Francisco claimed it was the combination of the lack of a set number that “allows Congress to transfer appropriations power to the executive branch for a period of time.” He responded to the idea that the Fed, the FDIC, the OCC, and others would fail his test by saying they are “limited to what they can collect from those they serve and regulate.” (Ultimately, the CFPB’s appropriations come from the Fed, whose funding comes from member banks, which are those they serve and regulate.)
But as Jackson came back to, Congress still holds the power of the purse. “Congress could, as Justice Kavanaugh keeps saying, take it back,” she said. And she added that the separation-of-powers issue at play would be coming from the Court. “How do we avoid the judiciary becoming a super-legislator, telling the Congress, agency by agency, whether thumbs up or thumbs down?”
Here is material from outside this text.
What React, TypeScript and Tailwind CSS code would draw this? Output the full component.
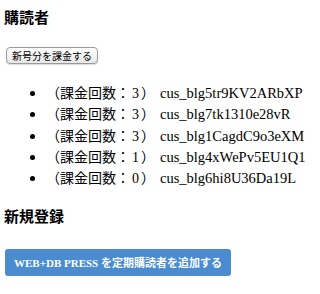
export default function App() {
  const items = [
    ["3", "cus_blg5tr9KV2ARbXP"],
    ["3", "cus_blg7tk1310e28vR"],
    ["3", "cus_blg1CagdC9o3eXM"],
    ["1", "cus_blg4xWePv5EU1Q1"],
    ["0", "cus_blg6hi8U36Da19L"],
  ];
  const serif = { fontFamily: '"Liberation Serif", "Noto Sans CJK JP", serif' } as const;
  return (
    <div className="w-[320px] h-[294px] bg-white text-black px-[4px] pt-[8px]" style={serif}>
      <h2 className="text-[15px] font-bold leading-[20px]">購読者</h2>
      <button
        className="mt-[19px] ml-[2px] h-[17px] px-[5px] text-[10px] leading-[15px] rounded-[4px] border border-[#9a9a9a] bg-gradient-to-b from-white to-[#e8e8e8] shadow-[0_1px_1px_rgba(0,0,0,0.15)]"
        style={{ fontFamily: '"Noto Sans CJK JP", sans-serif' }}
      >
        新号分を課金する
      </button>
      <ul className="mt-[16px] text-[14.5px] leading-[21.3px]">
        {items.map(([n, id]) => (
          <li key={id} className="flex items-center h-[21.3px]">
            <span className="ml-[26px] w-[5px] h-[5px] shrink-0 rounded-full bg-black" />
            <span className="ml-[11px] w-[114px] shrink-0 whitespace-nowrap text-[14px]">
              （課金回数：<span className="mx-[2px]">{n}</span>）
            </span>
            <span className="whitespace-nowrap">{id}</span>
          </li>
        ))}
      </ul>
      <h2 className="mt-[18px] text-[15px] font-bold leading-[20px]">新規登録</h2>
      <button className="mt-[22px] ml-[1px] w-[226px] h-[27px] rounded-[3px] bg-[#4a8ccf] text-white text-[11px] font-bold whitespace-nowrap">
        WEB+DB PRESS を定期購読者を追加する
      </button>
    </div>
  );
}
It’s hard to see five votes for doing away with the CFPB’s funding structure given those oral arguments. But anything is possible. And an adverse ruling would call into question the functioning of consumer financial markets that are worth trillions of dollars. Even the future of Medicare and Social Security, which aren’t funded with specific appropriations, would be murky. The destruction of the administrative state would continue apace. But that just doesn’t seem very likely from what went on at the Court today.